Alexander Burgess's father was John Burgess (born Inveravon, Banffshire in about 1839) who was a bank agent, writer and notary. His mother was Annie McIntosh Burgess (born in Cullen, Banffshire in about 1840). Alexander Burgess had an older sister Annie (born about 1871) and three younger sisters Frances (born about 1875), Mabel (born about 1877), and Elizabeth (born about 1880).
Alexander Burgess attended Wishaw Academy, then spent four years at George Watson's College, Edinburgh, before entering the University of Edinburgh in October 1890. In his first year of study Burgess took courses in Latin, Greek and Mathematics. In session 1891-92 he studied Latin, Greek, Mathematics, and Natural Philosophy. In addition to taking Honours courses in Mathematics and Natural Philosophy over the next two sessions, Burgess also took the Ordinary course in Logic and Metaphysics. He was awarded an M.A. from Edinburgh with First Class Honours in Mathematics and Natural Philosophy in 1894.

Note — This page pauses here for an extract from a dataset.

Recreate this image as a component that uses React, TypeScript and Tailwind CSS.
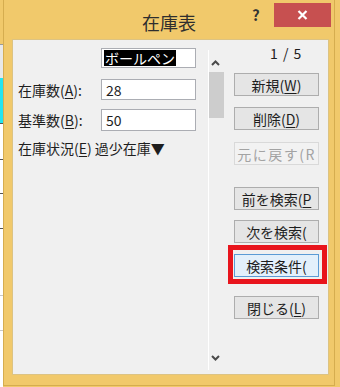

After an appointment as a Mathematics Master at Merchiston Castle School, Edinburgh, he was appointed Mathematical master and second master in Rothesay Academy. He spent five years in this position then returned to Edinburgh in 1900 to work in the Mathematical department of Edinburgh Ladies' College. He spent 17 years in this College before he was appointed Rector of Rothesay Academy, Bute, in 1917. After his death a memorial plaque was unveiled in the school and we quote from the Press Release for that occasion:-
Dr Burgess's rectorship coincided with a remarkable development of the roll and of the work of the Academy. ...
Dr Burgess gave his school a signal example of devotion to knowledge, industry, kindliness of heart, high ideals. He was hampered in the later years by his health; he was stricken towards the end by grievous domestic afflictions, but he served his day and generation well, he spent more than half of his active life in Rothesay, and he enabled many a Rothesay boy and girl to develop their gifts to the maximum and to increase their usefulness to the country and the Empire.
He was elected a Fellow of the Royal Society of Edinburgh on 3 March 1902 having been proposed by John Alison, William Peddie, George Chrystal, and John Sturgeon Mackay.
Burgess was an active member of the Edinburgh Mathematical Society, serving on the Committee from November 1906, serving as an editor of the Proceedings in 1907-08, then Secretary during 1908-11, vice-President in 1911-12, and as President of the Society in 1912-13. This was a particularly important Presidency for in the summer of 1913 the Society held their first Colloquium in Edinburgh:-
At the close of the Colloquium in the afternoon the President, Mr Burgess, paid a tribute to the enthusiasm and energy with which the secretary, Mr Comrie, had thrown himself into the work of organising the meeting. The first Mathematical Colloquium in Britain had proved a complete success, a success that was chiefly due to the ability of the lecturers, each an authority on his own subject. No happier combination could have been made than that of the three lecturers, in whom it was remarked that the three nationalities were represented - English, Irish, and Scottish. Mr Burgess ventured the prediction that this, the first, Colloquium would not be the last, and suggested the possibility of a similar meeting at the time of the Napier celebrations next year.
Burgess also contributed papers to the Society. For example he read Anti-reciprocal Points at the meeting on Friday 9 January 1903, and The orthoptic locus of the semi-cubical parabola at the meeting on Friday 10 March 1905.
An obituary, written by Peter Comrie, was published in the Proceedings of the Edinburgh Mathematical Society.
version is at THIS LINK.
In addition Burgess was a member of the Educational Institute for Scotland and the Bute Natural History Society. He was awarded a D.Sc. by the University of Edinburgh in 1924 for his thesis Tripolar co-ordinates, straight line and circle. And Concurrency of lines joining vertices of a triangle to opposite vertices of triangles on its sides; determinants connected with the periodic solutions of Mathieu's equation.